=== Information shown ===
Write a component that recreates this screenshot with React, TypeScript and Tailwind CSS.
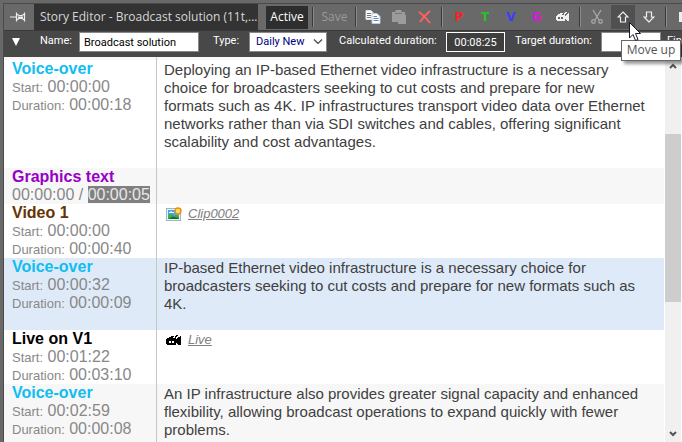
import { ReactNode } from "react";
import { clsx } from "clsx";

interface Story {
  kind: string;
  color: string;
  start: string;
  duration?: string;
  total?: string;
  text?: string[];
  clip?: string;
  icon?: "picture" | "camera";
  row: string;
}

const stories: Story[] = [
  {
    kind: "Voice-over",
    color: "text-[#10bdf2]",
    start: "00:00:00",
    duration: "00:00:18",
    text: [
      "Deploying an IP-based Ethernet video infrastructure is a necessary",
      "choice for broadcasters seeking to cut costs and prepare for new",
      "formats such as 4K. IP infrastructures transport video data over Ethernet",
      "networks rather than via SDI switches and cables, offering significant",
      "scalability and cost advantages.",
    ],
    row: "bg-white min-h-27",
  },
  {
    kind: "Graphics text",
    color: "text-[#9800c8]",
    start: "00:00:00",
    total: "00:00:05",
    row: "bg-[#f7f7f7] min-h-9",
  },
  {
    kind: "Video 1",
    color: "text-[#663300]",
    start: "00:00:00",
    duration: "00:00:40",
    clip: "Clip0002",
    icon: "picture",
    row: "bg-white",
  },
  {
    kind: "Voice-over",
    color: "text-[#10bdf2]",
    start: "00:00:32",
    duration: "00:00:09",
    text: [
      "IP-based Ethernet video infrastructure is a necessary choice for",
      "broadcasters seeking to cut costs and prepare for new formats such as",
      "4K.",
    ],
    row: "bg-[#dfeaf8] min-h-18",
  },
  {
    kind: "Live on V1",
    color: "text-black",
    start: "00:01:22",
    duration: "00:03:10",
    clip: "Live",
    icon: "camera",
    row: "bg-white",
  },
  {
    kind: "Voice-over",
    color: "text-[#10bdf2]",
    start: "00:02:59",
    duration: "00:00:08",
    text: [
      "An IP infrastructure also provides greater signal capacity and enhanced",
      "flexibility, allowing broadcast operations to expand quickly with fewer",
      "problems.",
    ],
    row: "bg-[#f7f7f7] grow",
  },
];

function CameraIcon({ className }: { className?: string }) {
  return (
    <svg viewBox="0 0 14 10" className={clsx("shrink-0", className)} fill="currentColor" shapeRendering="crispEdges">
      <path fillRule="evenodd" d="M1 3 H9 V9 H1 V8 H0 V4 H1 Z M2 5 V7 H4 V5 Z M5 5 V7 H7 V5 Z" />
      <path d="M2 2 H4 V1 H7 V2 H6 V3 H2 Z" />
      <path d="M8 1 H9 V0 H11 V1 H10 V2 H9 V3 H8 Z" />
      <path d="M9 4 H10 V3 H11 V2 H12 V1 H13 V9 H11 V8 H10 V7 H9 Z" />
    </svg>
  );
}

function PictureIcon() {
  return (
    <svg viewBox="0 0 16 14" className="w-4 h-[14px] shrink-0">
      <rect x="0.5" y="1.5" width="14" height="12" fill="#eaf3fa" stroke="#9db4c5" />
      <rect x="2" y="3" width="11" height="9" fill="#3aa8ec" />
      <path d="M2 8 L5 7 L8 9 L10 8 L13 9 V12 H2 Z" fill="#45ad42" />
      <path d="M2 12 L7 9.500 L13 11 V12 Z" fill="#1c6b35" />
      <path d="M3 6 H8 V5 H6 L5 4 L4 5 H3 Z" fill="#fff" />
      <circle cx="12" cy="4" r="3.700" fill="#f58a1f" />
      <circle cx="12" cy="4" r="2.200" fill="#ffe34d" />
    </svg>
  );
}

function Separator() {
  return <div className="w-0.5 h-5 mx-0.5 shrink-0 border-l border-l-[#3a3a3a] border-r border-r-[#8c8c8c]" />;
}

function ToolButton({ label, active, className, children }: { label: string; active?: boolean; className?: string; children: ReactNode }) {
  return (
    <button
      aria-label={label}
      className={clsx("relative w-6 h-6 shrink-0 flex items-center justify-center", active && "bg-[#505050]", className)}
    >
      {children}
    </button>
  );
}

function LetterButton({ label, className, children }: { label: string; className: string; children: ReactNode }) {
  return (
    <ToolButton label={label} className={clsx("font-['DejaVu_Sans',sans-serif] text-xs font-bold", className)}>
      {children}
    </ToolButton>
  );
}

function Arrow({ down }: { down?: boolean }) {
  return (
    <svg viewBox="0 0 12 12" className={clsx("w-3 h-3", down && "rotate-180")} fill="none" stroke="#f0f0f0" strokeWidth="1.2">
      <path d="M6 1 L11 6 H8.5 V11 H3.5 V6 H1 Z" />
    </svg>
  );
}

function Toolbar() {
  return (
    <div className="h-[26px] shrink-0 flex items-center gap-0.5 bg-[#696969]">
      <button aria-label="Pin" className="w-7 h-full shrink-0 flex items-center justify-center">
        <svg viewBox="0 0 16 10" className="w-4 h-[10px]" fill="none" stroke="#eee" strokeWidth="1.2">
          <path d="M0 5 H6 M6.5 0.5 V9.5 M14.5 0.5 V9.5 M6.5 2 L9 3.5 H12 L14.5 2 M6.5 8 L9 6.5 H12 L14.5 8" />
          <path d="M8 5.5 H13" strokeWidth="2" />
        </svg>
      </button>
      <h1 className="w-[224px] h-full shrink-0 bg-[#333] px-1.5 text-xs leading-[26px] text-[#d8d8d8] whitespace-nowrap">
        Story Editor - Broadcast solution (11t,...
      </h1>
      <button className="ml-1.5 w-[42px] h-[23px] shrink-0 bg-[#2e2e2e] text-xs text-white">Active</button>
      <Separator />
      <button className="w-[33px] shrink-0 text-xs text-[#999]">Save</button>
      <Separator />
      <ToolButton label="Copy">
        <svg viewBox="0 0 16 14" className="w-4 h-[14px]">
          <path d="M1 0.5 H6 L8 2.5 V9.5 H1 Z" fill="#fff" stroke="#ddd" />
          <path d="M2 3.5 H6 M2 5.5 H6 M2 7.5 H6" stroke="#777" />
          <path d="M7 3.5 H12 L15 6.5 V13.5 H7 Z" fill="#fff" stroke="#b5cce8" />
          <path d="M8.5 6.5 H12 M8.5 8.5 H13.5 M8.5 10.5 H13.5" stroke="#5f86b5" />
        </svg>
      </ToolButton>
      <ToolButton label="Paste">
        <svg viewBox="0 0 16 14" className="w-4 h-[14px]" fill="#9b9b9b">
          <path d="M1 2 H4 L5 0 H10 L11 2 H14 V5 H15 V14 H7 V12 H1 Z" />
          <path d="M4 3 H11 V4 H4 Z" fill="#777" />
        </svg>
      </ToolButton>
      <ToolButton label="Delete">
        <svg viewBox="0 0 14 14" className="w-[14px] h-[14px]" fill="none" stroke="#ff6060" strokeWidth="2">
          <path d="M1 2 Q7 6 12 13 M12 1 Q6 6 2 12" />
        </svg>
      </ToolButton>
      <Separator />
      <LetterButton label="Prompter" className="text-[#f52222]">P</LetterButton>
      <LetterButton label="Text" className="text-[#22c522]">T</LetterButton>
      <LetterButton label="Video" className="text-[#3c3cff]">V</LetterButton>
      <LetterButton label="Graphics" className="text-[#e010e0]">G</LetterButton>
      <ToolButton label="Camera" className="text-[#f0f0f0]">
        <CameraIcon className="w-[14px] h-[10px]" />
      </ToolButton>
      <Separator />
      <ToolButton label="Cut">
        <svg viewBox="0 0 12 16" className="w-3 h-4" fill="none" stroke="#a8a8a8" strokeWidth="1.3">
          <path d="M2 1 L8 11 M10 1 L4 11" />
          <circle cx="2.5" cy="12.5" r="1.8" />
          <circle cx="9.5" cy="12.5" r="1.8" />
        </svg>
      </ToolButton>
      <ToolButton label="Move up" active>
        <Arrow />
        {/* tooltip and pointer over the bars */}
        <span className="absolute z-10 top-[35px] left-2.5 w-[60px] h-[21px] bg-white border border-[#666] text-xs leading-[18px] text-[#555] whitespace-nowrap shadow-[3px_3px_3px_rgba(0,0,0,0.4)]">
          Move up
        </span>
        <svg viewBox="0 0 12 19" className="absolute z-20 top-[17px] left-[18px] w-3 h-[19px]">
          <path d="M0.5 0.5 V16 L4 12.5 L6.5 18.5 L9 17.5 L6.5 11.5 H11.5 Z" fill="#fff" stroke="#1a1a2a" />
        </svg>
      </ToolButton>
      <ToolButton label="Move down">
        <Arrow down />
      </ToolButton>
      <Separator />
      <ToolButton label="More">
        <svg viewBox="0 0 8 10" className="w-2 h-[10px]" fill="#eee">
          <path d="M0 0 H8 V10 H0 Z" />
        </svg>
      </ToolButton>
    </div>
  );
}

function FieldsBar() {
  return (
    <div className="h-[27px] shrink-0 flex items-start pt-px bg-[#484848] border-t border-[#3a3a3a] font-[Roboto,sans-serif] text-[11px] text-white whitespace-nowrap">
      <button aria-label="Collapse" className="w-9 h-[19px] pl-2 shrink-0">
        <svg viewBox="0 0 8 8" className="w-2 h-2" fill="#fff">
          <path d="M0 0 H8 L4 8 Z" />
        </svg>
      </button>
      <label htmlFor="name" className="w-[39px] shrink-0 leading-[18px]">Name:</label>
      <input id="name" defaultValue="Broadcast solution" className="w-[120px] h-5 shrink-0 px-1 bg-white border border-[#888] text-black" />
      <label htmlFor="type" className="ml-3.5 w-9 shrink-0 leading-[18px]">Type:</label>
      <div className="relative shrink-0">
        <select id="type" className="w-[78px] h-5 px-1.5 appearance-none bg-white border border-[#888] leading-[18px] text-[#000080]">
          <option>Daily New</option>
        </select>
        <svg viewBox="0 0 10 6" className="absolute right-1 top-[7px] w-[10px] h-[6px]" fill="none" stroke="#444" strokeWidth="1.2">
          <path d="M1 0.5 L5 4.5 L9 0.5" />
        </svg>
      </div>
      <label htmlFor="calculated" className="ml-3 w-[107px] shrink-0 leading-[18px]">Calculated duration:</label>
      <input id="calculated" readOnly value="00:08:25" className="w-[59px] h-5 shrink-0 px-1 bg-[#3e3e3e] border border-white text-white text-center" />
      <label htmlFor="target" className="ml-2.5 w-[86px] shrink-0 leading-[18px]">Target duration:</label>
      <input id="target" className="w-[60px] h-5 shrink-0 bg-white border border-[#888]" />
      <span className="ml-1.5 shrink-0 leading-[18px]">Fin</span>
    </div>
  );
}

function StoryRow({ story }: { story: Story }) {
  return (
    <div className={clsx("flex", story.row)}>
      <div className="w-[153px] shrink-0 pl-2 border-r border-[#c6c6c6] text-base leading-[18px] text-[#888] whitespace-nowrap">
        <p className={clsx("h-[18px] font-bold", story.color)}>{story.kind}</p>
        {story.total ? (
          <p className="h-[18px]">
            {story.start} / <span className="bg-[#808080] text-[#e8e8e8]">{story.total}</span>
          </p>
        ) : (
          <>
            <p className="h-[18px]"><span className="text-[13px]">Start:</span> {story.start}</p>
            <p className="h-[18px]"><span className="text-[13px]">Duration:</span> {story.duration}</p>
          </>
        )}
      </div>
      <div className="flex-1 pt-px pl-[7px] text-[15px] leading-[18px] text-[#404040] whitespace-nowrap">
        {story.text?.map((line) => <p key={line}>{line}</p>)}
        {story.clip && (
          <div className="flex items-center gap-1.5 pl-0.5">
            {story.icon === "picture" ? <PictureIcon /> : <CameraIcon className="w-4 h-[11px] text-black" />}
            <a href="#" className="text-[13px] italic underline text-[#808080]">{story.clip}</a>
          </div>
        )}
      </div>
    </div>
  );
}

function Scrollbar() {
  return (
    <div className="w-[17px] shrink-0 flex flex-col border-l border-white bg-[#f0f0f0]">
      <button aria-label="Scroll up" className="h-[17px] flex items-center justify-center">
        <svg viewBox="0 0 8 6" className="w-2 h-1.5" fill="none" stroke="#555" strokeWidth="2"><path d="M1 5 L4 2 L7 5" /></svg>
      </button>
      <div className="flex-1 flex flex-col">
        <div className="h-[17%]" />
        <div className="h-[48%] bg-[#cdcdcd]" />
      </div>
      <button aria-label="Scroll down" className="h-[17px] flex items-center justify-center">
        <svg viewBox="0 0 8 6" className="w-2 h-1.5" fill="none" stroke="#555" strokeWidth="2"><path d="M1 1 L4 4 L7 1" /></svg>
      </button>
    </div>
  );
}

export default function App() {
  return (
    <div className="h-screen overflow-hidden flex flex-col bg-[#696969] pl-[3px] font-['Open_Sans',sans-serif]">
      <div className="h-1 shrink-0 border-b border-[#4a4a4a]" />
      <div className="flex-1 min-h-0 flex flex-col border-l border-[#4a4a4a]">
        <Toolbar />
        <FieldsBar />
        <div className="flex-1 min-h-0 flex bg-white pr-px font-['Liberation_Sans',sans-serif]">
          <main className="flex-1 min-w-0 flex flex-col">
            {/* end of the row scrolled out above */}
            <div className="h-[3px] shrink-0 bg-[#f7f7f7]">
              <div className="w-[153px] h-full border-r border-[#c6c6c6]" />
            </div>
            {stories.map((story, index) => (
              <StoryRow key={index} story={story} />
            ))}
          </main>
          <Scrollbar />
        </div>
      </div>
    </div>
  );
}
===
Set task: Which lines of the material contain the string "with"? List each of them.

Solved problem:
Write a component that recreates this screenshot with React, TypeScript and Tailwind CSS.
      "flexibility, allowing broadcast operations to expand quickly with fewer",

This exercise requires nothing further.